## begin

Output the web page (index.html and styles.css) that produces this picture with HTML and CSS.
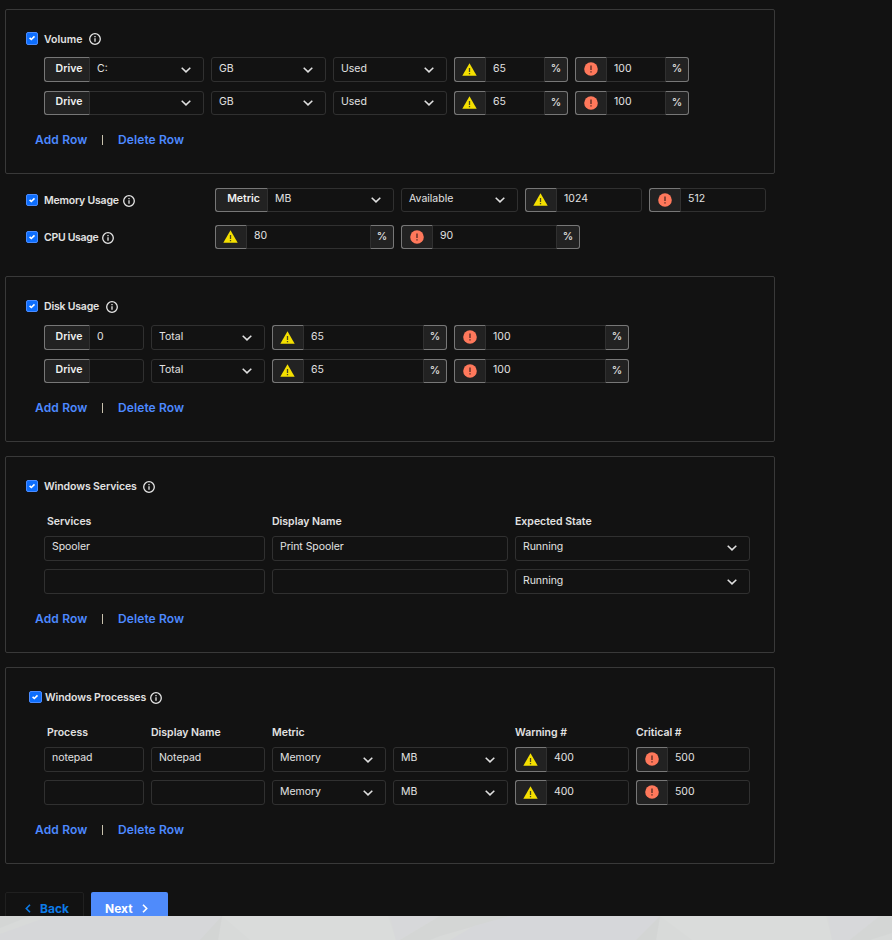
FILE: index.html
```
<!DOCTYPE html>
<html lang="en">
<head>
<meta charset="utf-8">
<title>Monitor settings</title>
<link rel="stylesheet" href="styles.css">
</head>
<body>
<svg class="defs" aria-hidden="true">
  <symbol id="info" viewBox="0 0 12 12"><circle cx="6" cy="6" r="5.3" fill="none" stroke="currentColor" stroke-width="1.3"/><path d="M6 5.2V8.8M6 3V4.3" stroke="currentColor" stroke-width="1.3"/></symbol>
  <symbol id="down" viewBox="0 0 10 6"><path d="M.7.7 5 4.9 9.3.7" fill="none" stroke="currentColor" stroke-width="1.5"/></symbol>
  <symbol id="warn" viewBox="0 0 15 13"><path d="M7.5.3 14.7 12.7H.3Z" fill="#f5e000"/><path d="M7.5 5V9M7.5 10V11.3" stroke="#4a4720" stroke-width="1.3"/></symbol>
  <symbol id="crit" viewBox="0 0 14 14"><circle cx="7" cy="7" r="6.8" fill="#ff785b"/><path d="M7 3.5V8M7 9.2V10.6" stroke="#5d2e25" stroke-width="1.4"/></symbol>
  <symbol id="tick" viewBox="0 0 12 12"><path d="M3.1 5.8 5.2 7.8 9 4" fill="none" stroke="#fff" stroke-width="1.9"/></symbol>
</svg>
<main class="page">
  <section class="panel volume">
    <div class="title"><span class="check"><svg><use href="#tick"/></svg></span><span class="label">Volume</span><svg class="info"><use href="#info"/></svg></div>
    <div class="rows">
      <div class="row">
        <div class="field"><span class="addon name">Drive</span><span class="value">C:</span><svg class="down"><use href="#down"/></svg></div>
        <div class="field"><span class="value">GB</span><svg class="down"><use href="#down"/></svg></div>
        <div class="field"><span class="value">Used</span><svg class="down"><use href="#down"/></svg></div>
        <div class="field"><span class="addon icon"><svg class="warn"><use href="#warn"/></svg></span><span class="value">65</span><span class="addon unit">%</span></div>
        <div class="field"><span class="addon icon"><svg class="crit"><use href="#crit"/></svg></span><span class="value">100</span><span class="addon unit">%</span></div>
      </div>
      <div class="row short">
        <div class="field"><span class="addon name">Drive</span><span class="value"></span><svg class="down"><use href="#down"/></svg></div>
        <div class="field"><span class="value">GB</span><svg class="down"><use href="#down"/></svg></div>
        <div class="field"><span class="value">Used</span><svg class="down"><use href="#down"/></svg></div>
        <div class="field"><span class="addon icon"><svg class="warn"><use href="#warn"/></svg></span><span class="value">65</span><span class="addon unit">%</span></div>
        <div class="field"><span class="addon icon"><svg class="crit"><use href="#crit"/></svg></span><span class="value">100</span><span class="addon unit">%</span></div>
      </div>
    </div>
    <div class="links"><a>Add Row</a><i></i><a>Delete Row</a></div>
  </section>

  <section class="usage">
    <div class="line memory">
      <div class="title"><span class="check"><svg><use href="#tick"/></svg></span><span class="label">Memory Usage</span><svg class="info"><use href="#info"/></svg></div>
      <div class="row short">
        <div class="field"><span class="addon name metric">Metric</span><span class="value">MB</span><svg class="down"><use href="#down"/></svg></div>
        <div class="field"><span class="value">Available</span><svg class="down"><use href="#down"/></svg></div>
        <div class="field"><span class="addon icon"><svg class="warn"><use href="#warn"/></svg></span><span class="value">1024</span></div>
        <div class="field"><span class="addon icon"><svg class="crit"><use href="#crit"/></svg></span><span class="value">512</span></div>
      </div>
    </div>
    <div class="line cpu">
      <div class="title"><span class="check"><svg><use href="#tick"/></svg></span><span class="label">CPU Usage</span><svg class="info"><use href="#info"/></svg></div>
      <div class="row short">
        <div class="field"><span class="addon icon"><svg class="warn"><use href="#warn"/></svg></span><span class="value">80</span><span class="addon unit">%</span></div>
        <div class="field"><span class="addon icon"><svg class="crit"><use href="#crit"/></svg></span><span class="value">90</span><span class="addon unit">%</span></div>
      </div>
    </div>
  </section>

  <section class="panel disk">
    <div class="title"><span class="check"><svg><use href="#tick"/></svg></span><span class="label">Disk Usage</span><svg class="info"><use href="#info"/></svg></div>
    <div class="rows">
      <div class="row">
        <div class="field"><span class="addon name">Drive</span><span class="value">0</span></div>
        <div class="field"><span class="value">Total</span><svg class="down"><use href="#down"/></svg></div>
        <div class="field"><span class="addon icon"><svg class="warn"><use href="#warn"/></svg></span><span class="value">65</span><span class="addon unit">%</span></div>
        <div class="field"><span class="addon icon"><svg class="crit"><use href="#crit"/></svg></span><span class="value">100</span><span class="addon unit">%</span></div>
      </div>
      <div class="row short">
        <div class="field"><span class="addon name">Drive</span><span class="value"></span></div>
        <div class="field"><span class="value">Total</span><svg class="down"><use href="#down"/></svg></div>
        <div class="field"><span class="addon icon"><svg class="warn"><use href="#warn"/></svg></span><span class="value">65</span><span class="addon unit">%</span></div>
        <div class="field"><span class="addon icon"><svg class="crit"><use href="#crit"/></svg></span><span class="value">100</span><span class="addon unit">%</span></div>
      </div>
    </div>
    <div class="links"><a>Add Row</a><i></i><a>Delete Row</a></div>
  </section>

  <section class="panel services">
    <div class="title"><span class="check"><svg><use href="#tick"/></svg></span><span class="label">Windows Services</span><svg class="info"><use href="#info"/></svg></div>
    <div class="row heads"><span>Services</span><span>Display Name</span><span>Expected State</span></div>
    <div class="rows">
      <div class="row">
        <div class="field"><span class="value">Spooler</span></div>
        <div class="field"><span class="value">Print Spooler</span></div>
        <div class="field"><span class="value">Running</span><svg class="down"><use href="#down"/></svg></div>
      </div>
      <div class="row low">
        <div class="field"><span class="value"></span></div>
        <div class="field"><span class="value"></span></div>
        <div class="field"><span class="value">Running</span><svg class="down"><use href="#down"/></svg></div>
      </div>
    </div>
    <div class="links"><a>Add Row</a><i></i><a>Delete Row</a></div>
  </section>

  <section class="panel processes">
    <div class="title"><span class="check"><svg><use href="#tick"/></svg></span><span class="label">Windows Processes</span><svg class="info"><use href="#info"/></svg></div>
    <div class="row heads"><span>Process</span><span>Display Name</span><span>Metric</span><span></span><span>Warning #</span><span>Critical #</span></div>
    <div class="rows">
      <div class="row">
        <div class="field"><span class="value">notepad</span></div>
        <div class="field"><span class="value">Notepad</span></div>
        <div class="field"><span class="value">Memory</span><svg class="down"><use href="#down"/></svg></div>
        <div class="field"><span class="value">MB</span><svg class="down"><use href="#down"/></svg></div>
        <div class="field"><span class="addon icon"><svg class="warn"><use href="#warn"/></svg></span><span class="value">400</span></div>
        <div class="field"><span class="addon icon"><svg class="crit"><use href="#crit"/></svg></span><span class="value">500</span></div>
      </div>
      <div class="row low">
        <div class="field"><span class="value"></span></div>
        <div class="field"><span class="value"></span></div>
        <div class="field"><span class="value">Memory</span><svg class="down"><use href="#down"/></svg></div>
        <div class="field"><span class="value">MB</span><svg class="down"><use href="#down"/></svg></div>
        <div class="field"><span class="addon icon"><svg class="warn"><use href="#warn"/></svg></span><span class="value">400</span></div>
        <div class="field"><span class="addon icon"><svg class="crit"><use href="#crit"/></svg></span><span class="value">500</span></div>
      </div>
    </div>
    <div class="links"><a>Add Row</a><i></i><a>Delete Row</a></div>
  </section>

  <div class="actions">
    <div class="btn back"><svg viewBox="0 0 6 9"><path d="M5 .8 1.3 4.5 5 8.2"/></svg><span>Back</span></div>
    <div class="btn next"><span>Next</span><svg viewBox="0 0 6 9"><path d="M1 .8 4.7 4.5 1 8.2"/></svg></div>
  </div>
</main>
<footer class="backdrop">
  <svg viewBox="0 0 892 24" preserveAspectRatio="none">
    <path d="M0 0H30L0 12Z" fill="#d4d6d5"/>
    <path d="M50 0H222L218 24H0V18Z" fill="#d6d7d9"/>
    <path d="M200 24 222 0 218 24Z" fill="#d3d5d4"/>
    <path d="M222 0H388L396 24H250Z" fill="#dadcdb"/>
    <path d="M390 0H440L400 24H396Z" fill="#d7d8da"/>
    <path d="M440 0H510L440 20 430 24H400Z" fill="#d4d6d5"/>
    <path d="M510 0H660L656 24H450L474 10Z" fill="#d6d7da"/>
    <path d="M636 24 660 0 656 24Z" fill="#d3d5d4"/>
    <path d="M660 0H826L832 24H692Z" fill="#dadcdb"/>
    <path d="M828 0H880L850 24H832Z" fill="#d7d8da"/>
    <path d="M880 0H892V17L870 24H850Z" fill="#d4d6d5"/>
  </svg>
</footer>
</body>
</html>
```
FILE: styles.css
```
* { box-sizing: border-box; }
body { margin: 0; background: #d8dad9; color: #e2e2e2; font: 500 10.5px/14px Inter, "Liberation Sans", sans-serif; }
svg { display: block; flex: none; }
.defs { display: none; }
.page { height: 916px; padding: 9px 0 0 5px; overflow: hidden; background: #121212; }

.panel { width: 770px; border: 1px solid #393939; border-radius: 2px; padding: 22px 0 0 20px; }
.volume { height: 165px; }
.disk { height: 166px; }
.services { height: 197px; margin-top: 14px; }
.processes { height: 197px; margin-top: 14px; }

.title { display: flex; align-items: center; height: 14px; font-weight: 600; white-space: nowrap; }
.check { width: 12px; height: 12px; margin-right: 6px; border: 1px solid #4b8cff; border-radius: 2px; background: #0d6efd; flex: none; }
.volume .check { height: 13px; margin-bottom: 1px; }
.check svg { width: 10px; height: 10px; }
.label { padding-top: 1px; letter-spacing: -0.1px; }
.info { width: 12px; height: 12px; margin-top: 1px; color: #e6e6e6; }
.volume .label { width: 45px; letter-spacing: 0.05px; }
.volume .info { margin-top: 0; }
.memory .label { width: 79px; letter-spacing: -0.2px; }
.cpu .label { width: 58px; letter-spacing: -0.3px; }
.disk .label { width: 62px; padding-top: 2px; letter-spacing: -0.2px; }
.services .label { width: 99px; }
.processes .label { width: 105px; }
.processes .title { padding-left: 3px; }
.processes .check { width: 13px; margin-right: 3px; }

.rows { display: flex; flex-direction: column; gap: 9px; margin-left: 18px; }
.volume .rows { margin-top: 11px; }
.disk .rows { margin-top: 12px; }
.services .rows, .processes .rows { gap: 8px; }
.row { display: grid; gap: 7px; height: 25px; }
.short { height: 24px; }
.volume .row { grid-template-columns: 160px 115px 114px 114px 114px; }
.memory .row { grid-template-columns: 179px 117px 117px 117px; }
.cpu .row { grid-template-columns: 179px 179px; }
.disk .row { grid-template-columns: 100px 114px 175px 175px; }
.services .row { grid-template-columns: 221px 236px 235px; }
.processes .row { grid-template-columns: 100px 114px 114px 115px 114px 114px; }

.heads.row { height: 14px; margin: 22px 0 7px 18px; font-weight: 600; }
.heads span:first-child { padding-left: 3px; }

.field { display: flex; align-items: center; border: 1px solid #303030; border-radius: 3px; }
.value { flex: 1; padding: 0 0 2px 7px; min-width: 0; font-weight: 400; }
.short .value { padding-bottom: 3px; }
.services .value, .processes .value { padding-bottom: 3px; letter-spacing: -0.05px; }
.services .low .value, .processes .low .value { padding-bottom: 1px; }
.down { width: 10px; height: 6px; margin-right: 12px; color: #e0e0e0; }
.services .down { margin-bottom: 1px; }
.low .down { margin-top: 1px; }
.services .low .down { margin-bottom: 0; }
.addon { display: flex; align-items: center; justify-content: center; align-self: stretch; margin: -1px 0 -1px -1px; border: 1px solid #777; border-right-color: #303030; border-radius: 3px 0 0 3px; background: #222; flex: none; }
.name { width: 46px; padding: 0 0 2px 4px; font-weight: 600; color: #f0f0f0; }
.metric { width: 53px; }
.icon { width: 32px; padding: 0 1px 1px 0; }
.unit { width: 24px; margin: -1px -1px -1px 0; padding-bottom: 1px; border-color: #777; border-left-color: #303030; border-radius: 0 3px 3px 0; }
.warn { width: 15px; height: 13px; }
.crit { width: 14px; height: 14px; }

.links { display: flex; align-items: center; height: 16px; margin: 17px 0 0 9px; color: #4d89ff; font-size: 12px; font-weight: 600; line-height: 16px; white-space: nowrap; }
.links i { width: 1px; height: 10px; margin: 0 15px 1px 16px; background: #c9c2ae; }
.links a:first-child { width: 51px; letter-spacing: 0.15px; }
.links a:last-child { letter-spacing: 0.1px; }

.usage { height: 102px; padding-top: 14px; }
.line { display: grid; grid-template-columns: 189px 1fr; height: 24px; padding-left: 21px; }
.line .title { height: 24px; }
.line + .line { margin-top: 13px; }

.actions { display: flex; gap: 7px; margin-top: 28px; }
.btn { display: flex; align-items: center; height: 34px; border-radius: 2px; font-size: 12px; font-weight: 700; }
.btn svg { width: 6px; height: 9px; margin-bottom: 1px; fill: none; stroke: currentColor; stroke-width: 1.6; }
.back { width: 79px; gap: 9px; padding-left: 19px; border: 1px solid #202020; color: #0d7be8; }
.next { width: 77px; gap: 9px; padding-left: 14px; background: #4f8bfb; color: #fff; }
.backdrop { height: 24px; overflow: hidden; }
.backdrop svg { width: 892px; height: 24px; }
```
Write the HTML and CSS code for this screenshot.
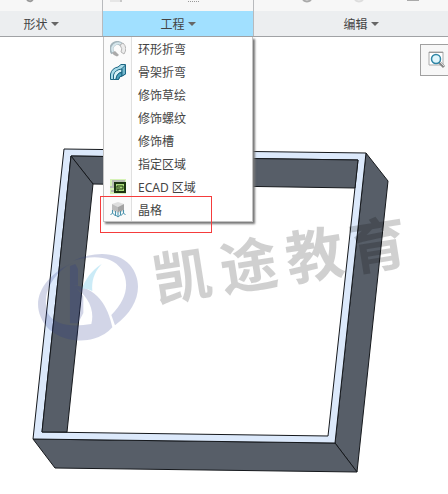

## end

Scan the listing above for the word "index" and show each line where it is found.

Output the web page (index.html and styles.css) that produces this picture with HTML and CSS.
FILE: index.html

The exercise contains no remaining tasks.